* Exercise goal
Leave out the pictures and repeat the data exactly.

* Data shown
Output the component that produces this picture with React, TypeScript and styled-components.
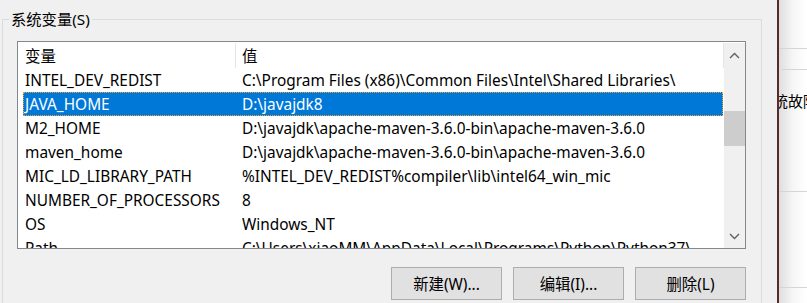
import React from 'react';
import styled, { createGlobalStyle } from 'styled-components';

const GlobalStyle = createGlobalStyle`
  html, body {
    margin: 0;
    padding: 0;
    background: #f0f0f0;
    overflow: hidden;
  }
  body {
    font-family: "Noto Sans", "Noto Sans CJK SC", sans-serif;
    font-size: 15px;
    color: #000;
  }
`;

const Page = styled.div`
  display: flex;
  width: 807px;
  height: 303px;
  overflow: hidden;
`;

const LeftPane = styled.div`
  width: 777px;
  flex-shrink: 0;
  padding-left: 2px;
  box-sizing: border-box;
`;

const GroupBox = styled.fieldset`
  margin: 9px 0 0 0;
  padding: 0;
  width: 760px;
  height: 320px;
  box-sizing: border-box;
  border: 1px solid #dcdcdc;
  min-width: 0;
`;

const GroupTitle = styled.legend`
  margin-left: 6px;
  padding: 0 2px;
  line-height: 20px;
  font-size: 15.3px;
`;

const ListBox = styled.div`
  margin: 12px 0 0 14px;
  width: 729px;
  height: 208px;
  box-sizing: border-box;
  border: 1px solid #828790;
  background: #fff;
  display: flex;
  overflow: hidden;
  font-size: 15.4px;
`;

const ListContent = styled.div`
  flex: 1;
  overflow: hidden;
`;

const HeaderRow = styled.div`
  display: flex;
  height: 26px;
  margin-left: 5px;
  align-items: stretch;
`;

const HeaderCell = styled.div<{ $width?: number }>`
  display: flex;
  align-items: center;
  ${({ $width }) => ($width ? `width: ${$width}px;` : 'flex: 1;')}
  padding-left: ${({ $width }) => ($width ? 2 : 6)}px;
  box-sizing: border-box;
  border-right: 1px solid #e5e5e5;
  margin: 1px 0 0 0;
`;

const Row = styled.div<{ $selected?: boolean }>`
  display: flex;
  align-items: center;
  height: 24px;
  margin: 0 1px 0 5px;
  white-space: nowrap;
  box-sizing: border-box;
  background: ${({ $selected }) => ($selected ? '#0078d7' : 'transparent')};
  color: ${({ $selected }) => ($selected ? '#fff' : '#000')};
  outline: ${({ $selected }) => ($selected ? '1px dotted #f5a623' : 'none')};
  outline-offset: -1px;
  border-top: 1px solid transparent;
`;

const NameCell = styled.div`
  width: 219px;
  flex-shrink: 0;
  padding-left: 2px;
  box-sizing: border-box;
  overflow: hidden;
`;

const ValueCell = styled.div`
  flex: 1;
  overflow: hidden;
`;

const ScrollBar = styled.div`
  width: 21px;
  flex-shrink: 0;
  background: #f0f0f0;
  display: flex;
  flex-direction: column;
  margin-top: 1px;
`;

const ArrowButton = styled.div`
  height: 24px;
  display: flex;
  align-items: center;
  justify-content: center;
`;

const Track = styled.div`
  flex: 1;
`;

const Thumb = styled.div`
  margin-top: 44px;
  height: 35px;
  background: #cdcdcd;
`;

const ButtonRow = styled.div`
  display: flex;
  justify-content: flex-end;
  gap: 11px;
  width: 729px;
  margin: 18px 0 0 14px;
`;

const Button = styled.button`
  width: 111px;
  height: 33px;
  box-sizing: border-box;
  background: #e1e1e1;
  border: 1px solid #adadad;
  font-family: "Noto Sans", "Noto Sans CJK SC", sans-serif;
  font-size: 15.4px;
  color: #000;
  padding: 0;
`;

const RightWindow = styled.div`
  flex: 1;
  border-left: 2px solid #5a2a2a;
  background: linear-gradient(90deg, #dedede 0%, #f6f6f6 50%, #fff 100%);
  display: flex;
  flex-direction: column;
  overflow: hidden;
`;

const Rule = styled.div<{ $top: number; $inset?: number }>`
  margin-top: ${({ $top }) => $top}px;
  margin-left: ${({ $inset }) => $inset ?? 0}px;
  height: 1px;
  background: #d6d6d6;
`;

const SideText = styled.div`
  margin: 21px 0 0 -6px;
  white-space: nowrap;
  line-height: 20px;
  font-family: "Noto Sans CJK SC", sans-serif;
`;

const Chevron: React.FC<{ down?: boolean }> = ({ down }) => (
  <svg width="11" height="7" viewBox="0 0 11 7">
    <polyline
      points={down ? '1,1 5.5,5.5 10,1' : '1,6 5.5,1.5 10,6'}
      fill="none"
      stroke="#606060"
      strokeWidth="1.4"
    />
  </svg>
);

const vars = [
  ['INTEL_DEV_REDIST', 'C:\\Program Files (x86)\\Common Files\\Intel\\Shared Libraries\\'],
  ['JAVA_HOME', 'D:\\javajdk8'],
  ['M2_HOME', 'D:\\javajdk\\apache-maven-3.6.0-bin\\apache-maven-3.6.0'],
  ['maven_home', 'D:\\javajdk\\apache-maven-3.6.0-bin\\apache-maven-3.6.0'],
  ['MIC_LD_LIBRARY_PATH', '%INTEL_DEV_REDIST%compiler\\lib\\intel64_win_mic'],
  ['NUMBER_OF_PROCESSORS', '8'],
  ['OS', 'Windows_NT'],
  ['Path', 'C:\\Users\\xiaoMM\\AppData\\Local\\Programs\\Python\\Python37\\'],
];

export default function App() {
  return (
    <>
      <GlobalStyle />
      <Page>
        <LeftPane>
          <GroupBox>
            <GroupTitle>系统变量(S)</GroupTitle>
            <ListBox>
              <ListContent>
                <HeaderRow>
                  <HeaderCell $width={213}>变量</HeaderCell>
                  <HeaderCell>值</HeaderCell>
                </HeaderRow>
                {vars.map(([name, value]) => (
                  <Row key={name} $selected={name === 'JAVA_HOME'}>
                    <NameCell>{name}</NameCell>
                    <ValueCell>{value}</ValueCell>
                  </Row>
                ))}
              </ListContent>
              <ScrollBar>
                <ArrowButton>
                  <Chevron />
                </ArrowButton>
                <Track>
                  <Thumb />
                </Track>
                <ArrowButton>
                  <Chevron down />
                </ArrowButton>
              </ScrollBar>
            </ListBox>
            <ButtonRow>
              <Button>新建(W)...</Button>
              <Button>编辑(I)...</Button>
              <Button>删除(L)</Button>
            </ButtonRow>
          </GroupBox>
        </LeftPane>
        <RightWindow>
          <Rule $top={48} />
          <Rule $top={20} $inset={3} />
          <SideText>统故障</SideText>
          <Rule $top={80} />
          <Rule $top={95} />
        </RightWindow>
      </Page>
    </>
  );
}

* Solution for this task
Output the component that produces this picture with React, TypeScript and styled-components.
import React from 'react';
import styled, { createGlobalStyle } from 'styled-components';

const GlobalStyle = createGlobalStyle`
  html, body {
    margin: 0;
    padding: 0;
    background: #f0f0f0;
    overflow: hidden;
  }
  body {
    font-family: "Noto Sans", "Noto Sans CJK SC", sans-serif;
    font-size: 15px;
    color: #000;
  }
`;

const Page = styled.div`
  display: flex;
  width: 807px;
  height: 303px;
  overflow: hidden;
`;

const LeftPane = styled.div`
  width: 777px;
  flex-shrink: 0;
  padding-left: 2px;
  box-sizing: border-box;
`;

const GroupBox = styled.fieldset`
  margin: 9px 0 0 0;
  padding: 0;
  width: 760px;
  height: 320px;
  box-sizing: border-box;
  border: 1px solid #dcdcdc;
  min-width: 0;
`;

const GroupTitle = styled.legend`
  margin-left: 6px;
  padding: 0 2px;
  line-height: 20px;
  font-size: 15.3px;
`;

const ListBox = styled.div`
  margin: 12px 0 0 14px;
  width: 729px;
  height: 208px;
  box-sizing: border-box;
  border: 1px solid #828790;
  background: #fff;
  display: flex;
  overflow: hidden;
  font-size: 15.4px;
`;

const ListContent = styled.div`
  flex: 1;
  overflow: hidden;
`;

const HeaderRow = styled.div`
  display: flex;
  height: 26px;
  margin-left: 5px;
  align-items: stretch;
`;

const HeaderCell = styled.div<{ $width?: number }>`
  display: flex;
  align-items: center;
  ${({ $width }) => ($width ? `width: ${$width}px;` : 'flex: 1;')}
  padding-left: ${({ $width }) => ($width ? 2 : 6)}px;
  box-sizing: border-box;
  border-right: 1px solid #e5e5e5;
  margin: 1px 0 0 0;
`;

const Row = styled.div<{ $selected?: boolean }>`
  display: flex;
  align-items: center;
  height: 24px;
  margin: 0 1px 0 5px;
  white-space: nowrap;
  box-sizing: border-box;
  background: ${({ $selected }) => ($selected ? '#0078d7' : 'transparent')};
  color: ${({ $selected }) => ($selected ? '#fff' : '#000')};
  outline: ${({ $selected }) => ($selected ? '1px dotted #f5a623' : 'none')};
  outline-offset: -1px;
  border-top: 1px solid transparent;
`;

const NameCell = styled.div`
  width: 219px;
  flex-shrink: 0;
  padding-left: 2px;
  box-sizing: border-box;
  overflow: hidden;
`;

const ValueCell = styled.div`
  flex: 1;
  overflow: hidden;
`;

const ScrollBar = styled.div`
  width: 21px;
  flex-shrink: 0;
  background: #f0f0f0;
  display: flex;
  flex-direction: column;
  margin-top: 1px;
`;

const ArrowButton = styled.div`
  height: 24px;
  display: flex;
  align-items: center;
  justify-content: center;
`;

const Track = styled.div`
  flex: 1;
`;

const Thumb = styled.div`
  margin-top: 44px;
  height: 35px;
  background: #cdcdcd;
`;

const ButtonRow = styled.div`
  display: flex;
  justify-content: flex-end;
  gap: 11px;
  width: 729px;
  margin: 18px 0 0 14px;
`;

const Button = styled.button`
  width: 111px;
  height: 33px;
  box-sizing: border-box;
  background: #e1e1e1;
  border: 1px solid #adadad;
  font-family: "Noto Sans", "Noto Sans CJK SC", sans-serif;
  font-size: 15.4px;
  color: #000;
  padding: 0;
`;

const RightWindow = styled.div`
  flex: 1;
  border-left: 2px solid #5a2a2a;
  background: linear-gradient(90deg, #dedede 0%, #f6f6f6 50%, #fff 100%);
  display: flex;
  flex-direction: column;
  overflow: hidden;
`;

const Rule = styled.div<{ $top: number; $inset?: number }>`
  margin-top: ${({ $top }) => $top}px;
  margin-left: ${({ $inset }) => $inset ?? 0}px;
  height: 1px;
  background: #d6d6d6;
`;

const SideText = styled.div`
  margin: 21px 0 0 -6px;
  white-space: nowrap;
  line-height: 20px;
  font-family: "Noto Sans CJK SC", sans-serif;
`;

const Chevron: React.FC<{ down?: boolean }> = ({ down }) => (
  <svg width="11" height="7" viewBox="0 0 11 7">
    <polyline
      points={down ? '1,1 5.5,5.5 10,1' : '1,6 5.5,1.5 10,6'}
      fill="none"
      stroke="#606060"
      strokeWidth="1.4"
    />
  </svg>
);

const vars = [
  ['INTEL_DEV_REDIST', 'C:\\Program Files (x86)\\Common Files\\Intel\\Shared Libraries\\'],
  ['JAVA_HOME', 'D:\\javajdk8'],
  ['M2_HOME', 'D:\\javajdk\\apache-maven-3.6.0-bin\\apache-maven-3.6.0'],
  ['maven_home', 'D:\\javajdk\\apache-maven-3.6.0-bin\\apache-maven-3.6.0'],
  ['MIC_LD_LIBRARY_PATH', '%INTEL_DEV_REDIST%compiler\\lib\\intel64_win_mic'],
  ['NUMBER_OF_PROCESSORS', '8'],
  ['OS', 'Windows_NT'],
  ['Path', 'C:\\Users\\xiaoMM\\AppData\\Local\\Programs\\Python\\Python37\\'],
];

export default function App() {
  return (
    <>
      <GlobalStyle />
      <Page>
        <LeftPane>
          <GroupBox>
            <GroupTitle>系统变量(S)</GroupTitle>
            <ListBox>
              <ListContent>
                <HeaderRow>
                  <HeaderCell $width={213}>变量</HeaderCell>
                  <HeaderCell>值</HeaderCell>
                </HeaderRow>
                {vars.map(([name, value]) => (
                  <Row key={name} $selected={name === 'JAVA_HOME'}>
                    <NameCell>{name}</NameCell>
                    <ValueCell>{value}</ValueCell>
                  </Row>
                ))}
              </ListContent>
              <ScrollBar>
                <ArrowButton>
                  <Chevron />
                </ArrowButton>
                <Track>
                  <Thumb />
                </Track>
                <ArrowButton>
                  <Chevron down />
                </ArrowButton>
              </ScrollBar>
            </ListBox>
            <ButtonRow>
              <Button>新建(W)...</Button>
              <Button>编辑(I)...</Button>
              <Button>删除(L)</Button>
            </ButtonRow>
          </GroupBox>
        </LeftPane>
        <RightWindow>
          <Rule $top={48} />
          <Rule $top={20} $inset={3} />
          <SideText>统故障</SideText>
          <Rule $top={80} />
          <Rule $top={95} />
        </RightWindow>
      </Page>
    </>
  );
}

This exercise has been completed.